FEMA removing last Katrina trailers

Final evictions could take months

Gerard Rigney stands on the steps of his FEMA trailer in New Orleans on Friday as he discusses having it removed.  (Associated Press / The Spokesman-Review)
Becky Bohrer And Shelia Byrd Associated Press

NEW ORLEANS – The only thing keeping Gerard Rigney from getting back into his home is the FEMA trailer in his front yard.

It needs to vanish so his plumber can redo the piping into the house, which was damaged by Hurricane Katrina’s floodwaters almost four years ago. After months of calls and letters from the Federal Emergency Management Agency saying his days in the trailer were numbered, he can’t wait to get rid of it – even if it means living in an unfinished house.

“I’m grateful I had this. I would’ve been at the mercy of friends and strangers without it,” the 65-year-old stagehand said from his trailer’s front steps – a day before FEMA’s Saturday deadline for him and thousands of others to leave their federally issued travel trailers and mobile homes or face possible repossession. “But I don’t wish the FEMA experience on anyone.”

Mobile home and trailer dwellers like Rigney were given several extensions to finish rebuilding homes or find more permanent places to stay.
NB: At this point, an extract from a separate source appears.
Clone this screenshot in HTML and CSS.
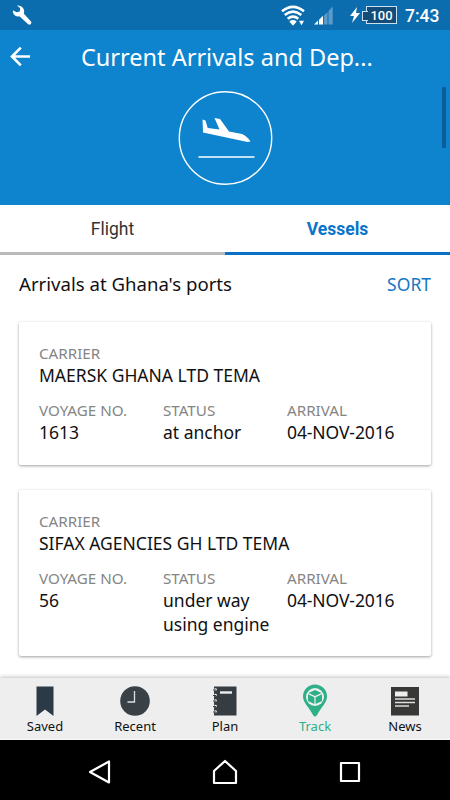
FILE: index.html
```html
<!DOCTYPE html>
<html lang="en">
<head>
<meta charset="utf-8">
<meta name="viewport" content="width=device-width, initial-scale=1">
<title>Current Arrivals and Departures</title>
<link rel="stylesheet" href="styles.css">
</head>
<body>
<div class="screen">
  <div class="status-bar">
    <svg class="wrench" viewBox="0 0 20 20" width="20" height="20"><path d="M1 5.200C.2 8.800 3.400 12.200 7.400 11.200L16.200 19.300Q17.600 20.200 18.800 19Q20 17.700 19 16.500L11.900 8.800C13.300 4.300 10 0 5 .500L8.200 3.300L7.800 6.400L4.500 7.200Z"/></svg>
    <div class="indicators">
      <svg width="24" height="21" viewBox="0 0 24 21"><g fill="none" stroke="#fff" stroke-width="2.600"><path d="M1 6.200Q12-2.600 23 6.200M3.700 10Q12 3.300 20.300 10M6.700 13.700Q12 9.700 17.300 13.700"/></g><path fill="#fff" d="M8.300 16.500Q12 13.700 15.700 16.500L12 20.800ZM18 15.800h5l-2.500 4.500z"/></svg>
      <svg class="signal" width="19" height="19" viewBox="0 0 19 19"><path fill="#5a9bc9" d="M10 9.500L13.500 6V18.500H10ZM14.500 5L18.700.500V18.500H14.500Z"/><path fill="#fff" d="M0 18.500L4 14.600V18.500ZM5 13.800L9 9.800V18.500H5Z"/></svg>
      <svg class="bolt" width="10" height="16" viewBox="0 0 10 16"><path fill="#fff" d="M7 0L0 9H4L2 16L10 6H6Z"/></svg>
      <div class="battery"><span>100</span></div>
      <span class="clock">7:43</span>
    </div>
  </div>
  <header class="hero">
    <div class="title-row">
      <svg class="back" width="20" height="20" viewBox="0 0 20 20"><path fill="none" stroke="#fff" stroke-width="2.600" d="M10.800.700L2 9.500L10.800 18.300M2 9.500H20"/></svg>
      <h1>Current Arrivals and Dep...</h1>
    </div>
    <svg class="plane" width="94" height="94" viewBox="0 0 94 94"><circle cx="47" cy="47" r="46.200" fill="none" stroke="#fff" stroke-width="1.400"/><path fill="#fff" d="M24 28.500L27 29.500L29.200 37L41 38.500L36 27L41.500 28L50.500 40.500L63.500 43Q68.500 45 72 50.500L69 51L24.500 41.500Z"/><path stroke="#fff" stroke-width="1.300" d="M20 66H76"/></svg>
    <div class="scroll-thumb"></div>
  </header>
  <nav class="tabs"><div class="tab">Flight</div><div class="tab active">Vessels</div></nav>
  <main>
    <div class="list-head"><h2>Arrivals at Ghana's ports</h2><span class="sort">SORT</span></div>
    <article class="card">
      <div class="label">CARRIER</div><div class="value">MAERSK GHANA LTD TEMA</div>
      <div class="details">
        <div><div class="label">VOYAGE NO.</div><div class="value">1613</div></div>
        <div><div class="label">STATUS</div><div class="value">at anchor</div></div>
        <div><div class="label">ARRIVAL</div><div class="value date">04-NOV-2016</div></div>
      </div>
    </article>
    <article class="card tall">
      <div class="label">CARRIER</div><div class="value">SIFAX AGENCIES GH LTD TEMA</div>
      <div class="details">
        <div><div class="label">VOYAGE NO.</div><div class="value">56</div></div>
        <div><div class="label">STATUS</div><div class="value">under way<br>using engine</div></div>
        <div><div class="label">ARRIVAL</div><div class="value date">04-NOV-2016</div></div>
      </div>
    </article>
  </main>
  <nav class="bottom-nav">
    <div class="item"><svg width="32" height="32" viewBox="0 0 32 32"><path fill="#2c3a47" d="M7.500 1.500H24.500V31L16 24.500L7.500 31Z"/></svg><span>Saved</span></div>
    <div class="item"><svg width="32" height="32" viewBox="0 0 32 32"><circle cx="16" cy="16" r="14.800" fill="#394146"/><path fill="none" stroke="#dce0e2" stroke-width="1.300" d="M15.500 6V17H8.500"/></svg><span>Recent</span></div>
    <div class="item"><svg width="32" height="32" viewBox="0 0 32 32"><path fill="#353d42" d="M5 1.500H27.500V30.500H5Z"/><path stroke="#eee" stroke-width="2.400" d="M11 7.500H23"/><g fill="#eee"><circle cx="6.500" cy="4.500" r="1.300"/><circle cx="6.500" cy="10" r="1.300"/><circle cx="6.500" cy="15.500" r="1.300"/><circle cx="6.500" cy="21" r="1.300"/><circle cx="6.500" cy="26.500" r="1.300"/></g><path stroke="#353d42" d="M4 5H7M4 10.500H7M4 16H7M4 21.500H7M4 27H7"/></svg><span>Plan</span></div>
    <div class="item current"><svg width="32" height="32" viewBox="0 0 32 32"><path fill="#2eaf87" d="M16-.5A12 12 0 0 0 4 11.500C4 18 10 22 14 30Q16 33 18 30C22 22 28 18 28 11.500A12 12 0 0 0 16-.5Z"/><circle cx="16" cy="12" r="9" fill="#eee"/><path fill="#2eaf87" d="M16 5L22.500 8L16 11L9.500 8ZM9 9.300L15.400 12.200V19L9 16ZM23 9.300L16.600 12.200V19L23 16Z"/></svg><span>Track</span></div>
    <div class="item"><svg width="32" height="32" viewBox="0 0 32 32"><path fill="#383836" d="M2 2H30V30.500H2Z"/><path fill="#eee" d="M6 6.500H18.500V11.500H6Z"/><path stroke="#ddd" stroke-width="1.400" d="M6 14H26M6 17.500H26M6 21H20"/></svg><span>News</span></div>
  </nav>
  <div class="system-nav">
    <svg width="24" height="26" viewBox="0 0 24 26"><path d="M3 13L22 2.500V23.500Z"/></svg>
    <svg width="26" height="26" viewBox="0 0 26 26"><path d="M2 12L13 2L24 12V24H2Z"/></svg>
    <svg width="22" height="22" viewBox="0 0 22 22"><path d="M2 2H20V20H2Z"/></svg>
  </div>
</div>
</body>
</html>
```
FILE: styles.css
```css
* { box-sizing: border-box; }
body { margin: 0; font-family: "Noto Sans", sans-serif; color: #111; background: #fff; }
h1, h2 { margin: 0; font-weight: 400; }
svg { display: block; flex: none; overflow: visible; }
.screen { width: 450px; height: 800px; display: flex; flex-direction: column; overflow: hidden; }
.status-bar { flex: none; height: 30px; background: #0b6dae; display: flex; justify-content: space-between; padding: 5px 10px 0 12px; }
.wrench { fill: #fff; }
.indicators { display: flex; align-items: flex-start; font-family: Roboto, sans-serif; color: #fff; }
.signal { margin: 1px 0 0 9px; }
.bolt { margin: 2px 0 0 17px; }
.battery { width: 31px; height: 18px; margin: 1px 0 0 6px; border: 1.500px solid #cbe0f0; background: #124c78; font-size: 13px; line-height: 17px; font-weight: 500; text-align: center; position: relative; }
.battery::before { content: ""; position: absolute; left: -5px; top: 4px; width: 5px; height: 8px; border: 1px solid #cbe0f0; border-right: 0; background: #124c78; }
.clock { width: 35px; margin-left: 8px; font-size: 17.500px; line-height: 22px; font-weight: 500; white-space: nowrap; }
.hero { flex: none; height: 175px; background: #0e83ce; position: relative; }
.title-row { display: flex; align-items: center; height: 54px; padding-left: 10px; }
.title-row h1 { margin-left: 51px; font-size: 23.500px; line-height: 32px; color: #fff; white-space: nowrap; }
.plane { margin: 7px auto 0; transform: translateX(.5px); }
.scroll-thumb { position: absolute; right: 4px; top: 57px; width: 4px; height: 61px; background: #0b5d98; border-radius: 1px; }
.tabs { flex: none; display: flex; height: 50px; font-family: Roboto, sans-serif; font-size: 17.500px; line-height: 49px; text-align: center; }
.tab { flex: 1; border-bottom: 3px solid #b9b9b9; color: #333; }
.tab.active { border-color: #0871c5; color: #0875ca; font-weight: 700; }
main { flex: 1; min-height: 0; padding: 0 19px; overflow: hidden; }
.list-head { display: flex; justify-content: space-between; align-items: center; height: 58px; margin-bottom: 9px; }
h2 { font-size: 18.600px; line-height: 24px; }
.sort { font-size: 17.500px; color: #1476c6; }
.card { height: 143px; margin-bottom: 25px; padding: 20px 20px; border-radius: 2px; box-shadow: 0 1px 3px rgba(0,0,0,.38); }
.card.tall { height: 166px; }
.label { font-size: 15.200px; line-height: 22px; color: #858585; }
.value { font-size: 17.500px; line-height: 22px; white-space: nowrap; }
.date { letter-spacing: -.1px; }
.details { display: grid; grid-template-columns: 124px 124px 1fr; margin-top: 13px; }
.details .label { height: 21px; }
.details .value { line-height: 24px; }
.bottom-nav { flex: none; height: 62px; display: flex; background: #eee; box-shadow: 0 -1px 4px rgba(0,0,0,.25); padding-top: 7px; position: relative; border-bottom: 1px solid #fafafa; }
.item { flex: 1; display: flex; flex-direction: column; align-items: center; font-size: 13px; line-height: 18px; }
.item.current { color: #2eaf87; }
.system-nav { flex: none; height: 60px; background: #000; display: flex; justify-content: space-between; align-items: center; padding: 4px 89px 0 87px; }
.system-nav svg { fill: none; stroke: #fff; stroke-width: 2.200; stroke-linejoin: round; }
```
Those who stayed past May 1 were given notices to vacate. And it appears the deadline is going to stick after FEMA told residents they would ask the U.S. Department of Justice to help get them out of the units that have been the only stable homes for many people since Hurricanes Katrina and Rita hit in 2005.

With a new hurricane season officially beginning Monday, an estimated 3,400 households affected by those storms remain in trailers and mobile homes in Louisiana and Mississippi – far fewer than the roughly 20,000 in the two states a year ago.

David Garratt, FEMA’s acting deputy administrator, told a House subcommittee on May 22 that it could take several months for any “evictions.”

FEMA has repeatedly assured state officials that the situation would be approached on a case-by-case basis. Agency spokesman Clark Stevens said FEMA is working with federal, state and local agencies to help residents transition into long-term housing. He said “new options” are being finalized and “no one will face eviction from a temporary unit while transition measures are implemented.”

Still, some advocacy groups worry about more people being made homeless.

The trailer deadline “lacks basic compassion” and “will make a mockery of the Gulf Region recovery promised by President Obama and Congress,” the US Human Rights Network said in a statement.

U.S. Sen. Mary Landrieu, D-La., acknowledged the trailers were only supposed to be a temporary option.

“But we cannot simply eject people from bad housing when they have no better options. We cannot turn our backs on the victims of this disaster,” Landrieu said, adding that she appreciated Obama administration efforts to work on long-term housing solutions.